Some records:
####################

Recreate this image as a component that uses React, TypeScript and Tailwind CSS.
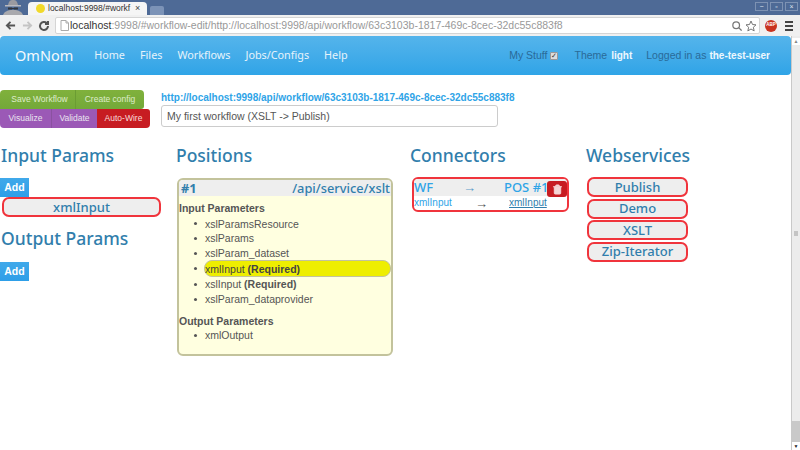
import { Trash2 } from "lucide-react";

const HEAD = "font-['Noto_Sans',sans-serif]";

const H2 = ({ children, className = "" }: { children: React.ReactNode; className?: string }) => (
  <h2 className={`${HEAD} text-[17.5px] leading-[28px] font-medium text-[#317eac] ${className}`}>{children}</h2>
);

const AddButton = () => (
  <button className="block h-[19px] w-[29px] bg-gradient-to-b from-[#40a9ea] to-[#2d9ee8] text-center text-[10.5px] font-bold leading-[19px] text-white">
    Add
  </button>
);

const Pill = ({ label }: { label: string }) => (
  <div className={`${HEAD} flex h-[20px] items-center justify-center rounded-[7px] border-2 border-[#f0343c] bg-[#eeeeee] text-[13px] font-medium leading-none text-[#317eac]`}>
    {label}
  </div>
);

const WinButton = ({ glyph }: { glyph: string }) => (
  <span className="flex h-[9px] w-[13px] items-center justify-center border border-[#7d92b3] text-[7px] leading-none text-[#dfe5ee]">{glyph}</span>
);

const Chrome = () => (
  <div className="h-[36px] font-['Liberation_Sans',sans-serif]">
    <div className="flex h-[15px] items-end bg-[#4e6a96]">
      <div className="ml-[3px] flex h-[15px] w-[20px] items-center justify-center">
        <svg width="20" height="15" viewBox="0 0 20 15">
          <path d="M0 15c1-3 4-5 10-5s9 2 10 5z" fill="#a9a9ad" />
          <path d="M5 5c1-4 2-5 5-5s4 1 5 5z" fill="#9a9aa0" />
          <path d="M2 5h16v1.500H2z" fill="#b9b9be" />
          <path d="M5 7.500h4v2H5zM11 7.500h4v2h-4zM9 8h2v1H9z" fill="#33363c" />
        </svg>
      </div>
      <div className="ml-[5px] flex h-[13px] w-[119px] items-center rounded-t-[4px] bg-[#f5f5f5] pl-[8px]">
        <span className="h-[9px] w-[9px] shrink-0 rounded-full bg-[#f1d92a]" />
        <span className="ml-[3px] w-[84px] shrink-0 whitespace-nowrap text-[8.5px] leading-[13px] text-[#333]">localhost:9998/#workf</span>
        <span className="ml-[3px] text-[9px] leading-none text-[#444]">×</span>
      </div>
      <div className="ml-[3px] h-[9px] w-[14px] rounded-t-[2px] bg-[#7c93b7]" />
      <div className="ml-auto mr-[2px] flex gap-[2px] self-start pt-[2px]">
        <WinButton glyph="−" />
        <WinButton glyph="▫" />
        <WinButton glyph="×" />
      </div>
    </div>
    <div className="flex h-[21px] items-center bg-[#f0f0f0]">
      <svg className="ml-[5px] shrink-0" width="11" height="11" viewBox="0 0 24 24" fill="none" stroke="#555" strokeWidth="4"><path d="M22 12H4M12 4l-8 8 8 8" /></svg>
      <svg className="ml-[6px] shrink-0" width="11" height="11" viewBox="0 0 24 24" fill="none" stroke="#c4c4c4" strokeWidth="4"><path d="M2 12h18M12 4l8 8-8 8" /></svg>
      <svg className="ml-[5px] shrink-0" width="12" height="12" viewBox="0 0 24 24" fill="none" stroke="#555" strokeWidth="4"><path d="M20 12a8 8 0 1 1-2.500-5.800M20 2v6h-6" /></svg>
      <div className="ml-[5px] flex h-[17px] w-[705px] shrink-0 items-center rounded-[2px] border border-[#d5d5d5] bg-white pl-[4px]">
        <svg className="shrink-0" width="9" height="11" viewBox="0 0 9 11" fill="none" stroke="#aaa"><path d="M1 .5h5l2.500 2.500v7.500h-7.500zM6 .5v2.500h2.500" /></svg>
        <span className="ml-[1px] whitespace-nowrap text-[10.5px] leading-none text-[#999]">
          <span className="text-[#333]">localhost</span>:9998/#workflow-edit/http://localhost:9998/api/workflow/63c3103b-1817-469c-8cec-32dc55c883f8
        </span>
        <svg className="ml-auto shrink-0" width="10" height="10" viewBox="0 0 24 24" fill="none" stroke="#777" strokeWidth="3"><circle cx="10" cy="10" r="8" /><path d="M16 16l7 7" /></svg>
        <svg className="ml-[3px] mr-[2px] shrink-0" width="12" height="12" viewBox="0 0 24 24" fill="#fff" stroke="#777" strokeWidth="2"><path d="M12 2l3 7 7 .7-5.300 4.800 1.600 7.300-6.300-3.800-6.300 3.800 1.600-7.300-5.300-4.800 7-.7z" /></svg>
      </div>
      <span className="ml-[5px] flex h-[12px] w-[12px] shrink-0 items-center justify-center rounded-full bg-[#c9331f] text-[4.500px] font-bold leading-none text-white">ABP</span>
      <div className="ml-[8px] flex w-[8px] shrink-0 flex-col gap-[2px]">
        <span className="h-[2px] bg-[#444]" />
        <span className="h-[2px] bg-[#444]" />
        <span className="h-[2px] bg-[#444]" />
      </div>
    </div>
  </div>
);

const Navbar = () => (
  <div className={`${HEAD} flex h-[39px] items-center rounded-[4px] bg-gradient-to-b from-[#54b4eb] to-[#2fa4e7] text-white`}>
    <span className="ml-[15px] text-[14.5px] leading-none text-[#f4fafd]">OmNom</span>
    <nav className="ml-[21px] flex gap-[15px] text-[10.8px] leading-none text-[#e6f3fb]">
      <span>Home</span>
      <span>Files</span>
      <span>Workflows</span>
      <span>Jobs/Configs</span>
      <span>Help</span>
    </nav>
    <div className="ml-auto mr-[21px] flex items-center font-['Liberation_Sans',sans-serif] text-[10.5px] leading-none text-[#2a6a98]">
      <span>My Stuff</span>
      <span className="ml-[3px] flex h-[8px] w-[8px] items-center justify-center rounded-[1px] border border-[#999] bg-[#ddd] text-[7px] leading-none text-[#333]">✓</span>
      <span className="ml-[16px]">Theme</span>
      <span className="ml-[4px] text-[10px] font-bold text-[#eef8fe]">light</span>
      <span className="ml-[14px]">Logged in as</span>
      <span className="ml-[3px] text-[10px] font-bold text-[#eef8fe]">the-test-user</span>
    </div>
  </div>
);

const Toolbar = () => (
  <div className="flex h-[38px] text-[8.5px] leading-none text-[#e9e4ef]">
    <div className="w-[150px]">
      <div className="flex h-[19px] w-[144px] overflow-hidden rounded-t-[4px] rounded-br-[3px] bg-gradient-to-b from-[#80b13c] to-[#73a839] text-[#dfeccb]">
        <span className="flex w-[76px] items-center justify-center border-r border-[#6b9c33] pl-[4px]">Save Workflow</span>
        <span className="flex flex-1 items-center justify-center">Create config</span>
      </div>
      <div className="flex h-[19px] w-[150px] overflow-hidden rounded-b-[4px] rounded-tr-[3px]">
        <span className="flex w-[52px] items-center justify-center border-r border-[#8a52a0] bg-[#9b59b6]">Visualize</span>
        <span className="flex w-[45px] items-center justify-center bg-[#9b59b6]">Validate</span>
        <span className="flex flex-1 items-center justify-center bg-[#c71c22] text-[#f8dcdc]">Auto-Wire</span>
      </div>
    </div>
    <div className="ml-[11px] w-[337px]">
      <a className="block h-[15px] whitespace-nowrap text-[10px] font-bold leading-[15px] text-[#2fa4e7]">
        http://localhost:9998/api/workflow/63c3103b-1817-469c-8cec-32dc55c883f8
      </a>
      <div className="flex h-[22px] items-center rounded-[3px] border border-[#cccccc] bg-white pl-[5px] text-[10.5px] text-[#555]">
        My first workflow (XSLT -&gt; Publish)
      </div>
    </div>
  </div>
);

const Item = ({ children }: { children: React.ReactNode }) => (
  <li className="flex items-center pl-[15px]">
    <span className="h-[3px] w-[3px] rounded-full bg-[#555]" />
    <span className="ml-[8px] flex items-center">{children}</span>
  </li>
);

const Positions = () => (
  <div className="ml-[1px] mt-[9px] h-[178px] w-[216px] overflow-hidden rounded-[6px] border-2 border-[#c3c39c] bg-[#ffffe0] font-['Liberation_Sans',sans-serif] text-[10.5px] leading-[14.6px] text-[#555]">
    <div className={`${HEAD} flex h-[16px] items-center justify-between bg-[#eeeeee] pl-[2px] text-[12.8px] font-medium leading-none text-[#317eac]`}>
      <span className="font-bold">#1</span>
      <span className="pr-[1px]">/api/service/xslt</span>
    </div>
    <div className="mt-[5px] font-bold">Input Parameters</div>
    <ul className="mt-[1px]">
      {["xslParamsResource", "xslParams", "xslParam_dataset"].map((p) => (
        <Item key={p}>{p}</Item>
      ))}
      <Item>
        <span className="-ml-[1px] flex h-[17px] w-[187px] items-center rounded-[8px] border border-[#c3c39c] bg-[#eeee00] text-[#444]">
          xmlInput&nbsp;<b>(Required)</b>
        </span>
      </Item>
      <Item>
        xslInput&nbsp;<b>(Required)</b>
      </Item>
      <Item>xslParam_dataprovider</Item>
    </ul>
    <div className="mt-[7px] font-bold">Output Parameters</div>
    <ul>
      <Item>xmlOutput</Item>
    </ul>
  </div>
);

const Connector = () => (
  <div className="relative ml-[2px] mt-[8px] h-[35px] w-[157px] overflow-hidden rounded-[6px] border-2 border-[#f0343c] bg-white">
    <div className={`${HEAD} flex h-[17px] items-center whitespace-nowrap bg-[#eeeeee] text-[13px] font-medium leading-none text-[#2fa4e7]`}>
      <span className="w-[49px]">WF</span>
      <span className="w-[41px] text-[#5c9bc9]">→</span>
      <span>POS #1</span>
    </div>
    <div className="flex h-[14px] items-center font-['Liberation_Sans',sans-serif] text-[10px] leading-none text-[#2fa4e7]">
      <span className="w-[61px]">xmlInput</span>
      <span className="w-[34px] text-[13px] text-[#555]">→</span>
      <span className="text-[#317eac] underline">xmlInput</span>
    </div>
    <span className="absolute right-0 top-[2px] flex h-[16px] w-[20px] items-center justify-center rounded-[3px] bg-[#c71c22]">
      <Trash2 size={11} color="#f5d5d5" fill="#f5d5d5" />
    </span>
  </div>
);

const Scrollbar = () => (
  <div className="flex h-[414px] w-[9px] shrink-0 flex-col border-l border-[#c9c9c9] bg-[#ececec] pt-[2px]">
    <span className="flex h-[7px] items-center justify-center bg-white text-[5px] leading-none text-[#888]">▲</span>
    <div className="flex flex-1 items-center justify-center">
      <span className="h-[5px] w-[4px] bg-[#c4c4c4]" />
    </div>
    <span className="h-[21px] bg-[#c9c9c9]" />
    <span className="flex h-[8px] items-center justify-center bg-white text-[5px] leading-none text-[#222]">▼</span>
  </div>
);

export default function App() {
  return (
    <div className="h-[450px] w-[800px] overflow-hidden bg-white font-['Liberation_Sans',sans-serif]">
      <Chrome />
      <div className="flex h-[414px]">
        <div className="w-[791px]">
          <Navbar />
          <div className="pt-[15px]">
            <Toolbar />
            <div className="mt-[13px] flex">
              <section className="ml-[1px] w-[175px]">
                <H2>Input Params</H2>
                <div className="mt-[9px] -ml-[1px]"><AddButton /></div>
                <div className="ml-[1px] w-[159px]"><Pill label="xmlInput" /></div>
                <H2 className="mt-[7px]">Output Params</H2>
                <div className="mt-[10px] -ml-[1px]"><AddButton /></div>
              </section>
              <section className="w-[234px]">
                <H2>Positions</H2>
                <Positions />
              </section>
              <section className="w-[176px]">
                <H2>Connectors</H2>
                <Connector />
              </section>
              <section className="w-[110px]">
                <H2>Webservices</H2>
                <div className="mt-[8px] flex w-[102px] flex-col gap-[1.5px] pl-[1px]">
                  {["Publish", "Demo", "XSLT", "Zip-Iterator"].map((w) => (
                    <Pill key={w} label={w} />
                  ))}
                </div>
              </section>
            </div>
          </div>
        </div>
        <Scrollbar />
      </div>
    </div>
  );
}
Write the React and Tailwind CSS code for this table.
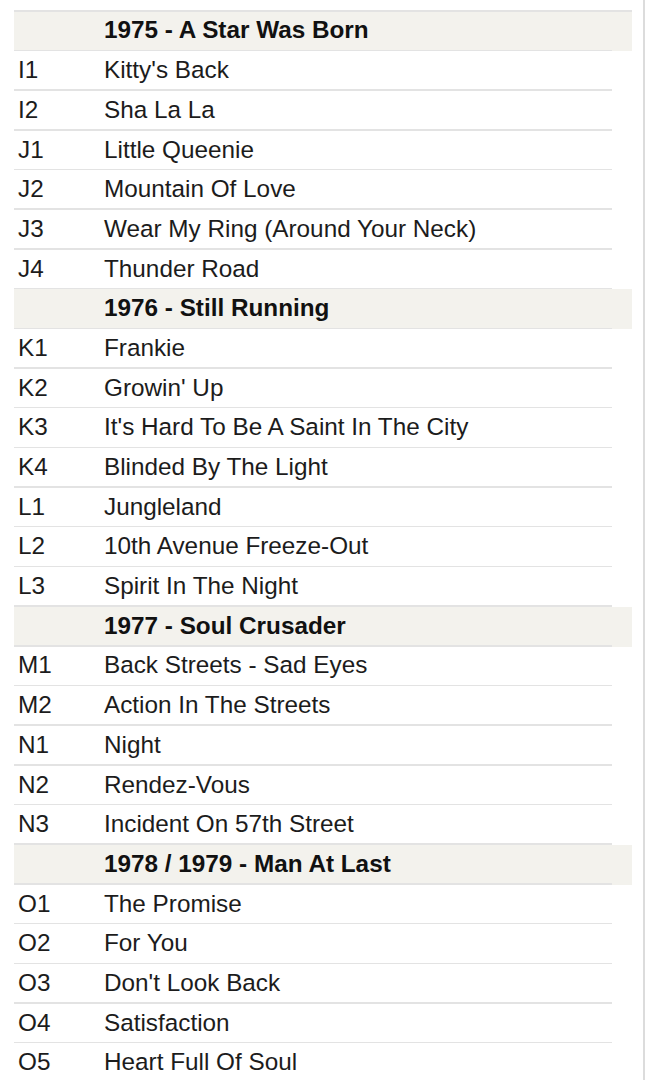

####################

## Problem to work on
List each line of the entries that holds the string "Tailwind".

## Expected answer
Recreate this image as a component that uses React, TypeScript and Tailwind CSS.
Write the React and Tailwind CSS code for this table.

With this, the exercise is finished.